Para quem nunca teve a oportunidade de assistir Vestida Para Matar, o filme conta a história de uma mulher misteriosa, que após cometer um crime começa a perseguir a única testemunha. Essa é a melhor forma de descrever o longa para quem nunca assistiu e se esse for o caso, minha sugestão é que interrompa a leitura para ir atrás desse clássico AGORA MESMO.
O aviso foi dado e agora teremos muitos spoilers. Sabe quando você vai apresentar Psicose para alguém e a pessoa diz que nunca assistiu? Quando comecei o texto falando de Hitchcock não foi por acaso: Vestida Para Matar possui muitas similaridades com o clássico absoluto do terror, mas ao mesmo tempo sem deixar de explorar o lado autoral de De Palma.

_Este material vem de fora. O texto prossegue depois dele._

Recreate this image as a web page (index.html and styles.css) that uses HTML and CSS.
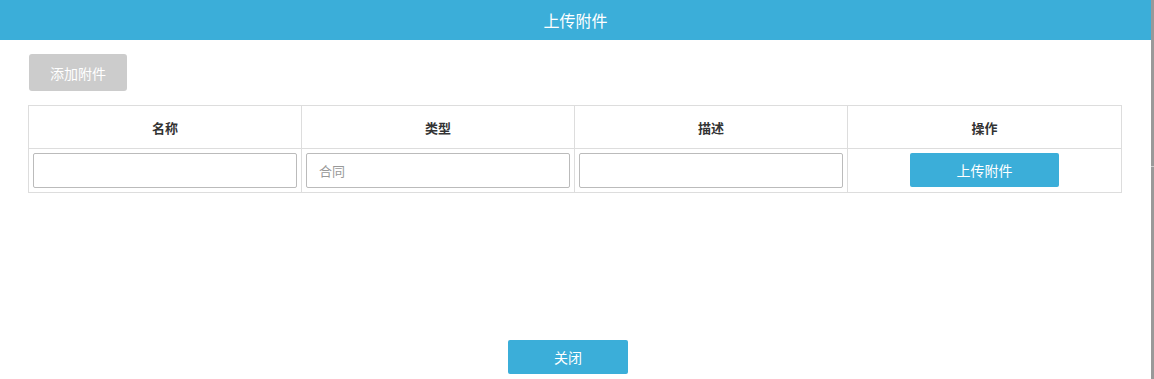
FILE: index.html
```html
<!DOCTYPE html>
<html lang="zh-CN">
<head>
  <meta charset="UTF-8" />
  <meta name="viewport" content="width=device-width, initial-scale=1.0"/>
  <title>上传附件</title>
  <link rel="stylesheet" href="styles.css">
</head>
<body>
  <div class="dialog">
    <div class="dialog-header">上传附件</div>

    <div class="dialog-body">
      <button class="add-btn" disabled>添加附件</button>

      <table class="attach-table">
        <colgroup>
          <col class="col-std" />
          <col class="col-std" />
          <col class="col-std" />
          <col />
        </colgroup>
        <thead>
          <tr>
            <th>名称</th>
            <th>类型</th>
            <th>描述</th>
            <th>操作</th>
          </tr>
        </thead>
        <tbody>
          <tr>
            <td><input type="text" class="cell-input" /></td>
            <td><input type="text" class="cell-input" placeholder="合同" /></td>
            <td><input type="text" class="cell-input" /></td>
            <td class="op-cell"><button class="upload-btn">上传附件</button></td>
          </tr>
        </tbody>
      </table>
    </div>

    <div class="dialog-footer">
      <button class="close-btn">关闭</button>
    </div>
  </div>
  <div class="edge"></div>
</body>
</html>
```

FILE: styles.css
```css
body {
  margin: 0;
  display: flex;
  height: 379px;
  overflow: hidden;
  font-family: "Noto Sans CJK SC", "Liberation Sans", sans-serif;
  background: #fff;
  color: #333;
}

.dialog {
  flex: 1;
  display: flex;
  flex-direction: column;
}

.edge {
  width: 3px;
  background: linear-gradient(#999 0, #999 166px, #ccc 166px, #ccc 167px, #999 167px);
}

.dialog-header {
  height: 40px;
  line-height: 40px;
  background: #3baed9;
  color: #fff;
  text-align: center;
  font-size: 16px;
}

.dialog-body {
  padding: 14px 29px 0 28px;
}

.add-btn {
  display: block;
  margin-left: 1px;
  width: 98px;
  height: 37px;
  border: none;
  border-radius: 3px;
  background: #cccccc;
  color: #fff;
  font-family: inherit;
  font-size: 14px;
  padding: 0;
}

.attach-table {
  width: 100%;
  margin-top: 14px;
  border-collapse: collapse;
  table-layout: fixed;
}

.col-std {
  width: 273px;
}

.attach-table th,
.attach-table td {
  border: 1px solid #dddddd;
}

.attach-table th {
  height: 42px;
  padding: 0;
  font-size: 13px;
  font-weight: bold;
  color: #333;
}

.attach-table td {
  padding: 4px;
  vertical-align: top;
}

.cell-input {
  display: block;
  box-sizing: border-box;
  width: 100%;
  height: 35px;
  border: 1px solid #bbbbbb;
  border-radius: 2px;
  padding: 0 12px;
  font-family: inherit;
  font-size: 13px;
  outline: none;
}

.cell-input::placeholder {
  color: #999;
}

.op-cell {
  text-align: center;
}

.upload-btn,
.close-btn {
  border: none;
  border-radius: 2px;
  background: #3baed9;
  color: #fff;
  font-family: inherit;
  font-size: 14px;
  padding: 0;
}

.upload-btn {
  width: 149px;
  height: 34px;
  vertical-align: top;
}

.dialog-footer {
  margin-top: auto;
  padding: 0 15px 5px 0;
  text-align: center;
}

.close-btn {
  width: 120px;
  height: 34px;
}
```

A primeira parte do filme apresenta Kate Miller (Dickinson), como uma mulher cheia de “amor” para dar. Na falta de assistência do marido, ela decide foder com um estranho qualquer que conhece durante uma visita a um museu. Após o rala e rola, o bom entra e sai, esconde a minhoquinha, ela decide voltar para casa. Antes, claro, escreve uma cartinha para o amante com expectativa de repetir a dose em um futuro não muito distante.
Como o voyeurismo, parte intrínseca do cinema de De Palma, envolve muita curiosidade, não é de se surpreender quando Kate fuça a gaveta do amante e encontra o resultado de um exame que detectou uma doença sexualmente transmissível. Ou seja, com um senso de humor perverso, o roteiro inicia a punição da sua ”protagonista” revelando que ela transou com uma caixinha de doença.
A punição seguinte estabelece a conexão máxima com Psicose: Kate é assassinada dentro do elevador evocando o momento em que Janet Leigh interpreta a vítima indefesa no chuveiro. O compositor Pino Donaggio não é nenhum Bernard Herrmann, mas até o tema musical é pensado como uma espécie de filhote da trilha original. Por fim, assim como Hitchcock nos presenteou com um dos maiores plot twists de protagonista do cinema, De Palma repete a mesma coisa matando aquela que todo mundo pensava ser a sua protagonista.
Mas nem só de Hitchcock vive Vestida Para Matar: voltando ao voyeurismo, De Palma gosta de fazer o espectador invadir a privacidade e intimidade dos seus personagens. Especialmente as mulheres. Os minutos iniciais do filme mostram Kate se masturbando no chuveiro enquanto observa o marido. É fácil lembrar daqueles minutos introdutórios no vestiário feminino em Carrie, a Estranha (1976) e o mesmo acontece em Um Tiro na Noite (1981).
E nos seus momentos finais, quando a personagem de Allen acorda de um pesadelo e é confortada pelo nerd virgem, somos convidados a relembrar a última cena de Carrie.
Outra coisa para ser pensada: Vestida Para Matar não é lá um filme politicamente correto para os dias de hoje. Ao lado do genial (e perfeito) O Silêncio dos Inocentes, de Jonathan Demme, existem uma série de críticas feitas à forma como as obras retratam personagens transsexuais, reforçando os estereotipos negativos que mentes preconceituosas e atrasadas têm. Isso é algo muito pessoal e cabe a cada espectador refletir a partir da interpretação da obra. Boicotar filmes é boicotar seu próprio lado cinéfilo, além de alimentar pré-conceitos. O que você acha?
Vestida Para Matar faz parte da minha mini maratona com os filmes de Brian De Palma. O longa não está disponível em nenhum serviço de streaming, infelizmente.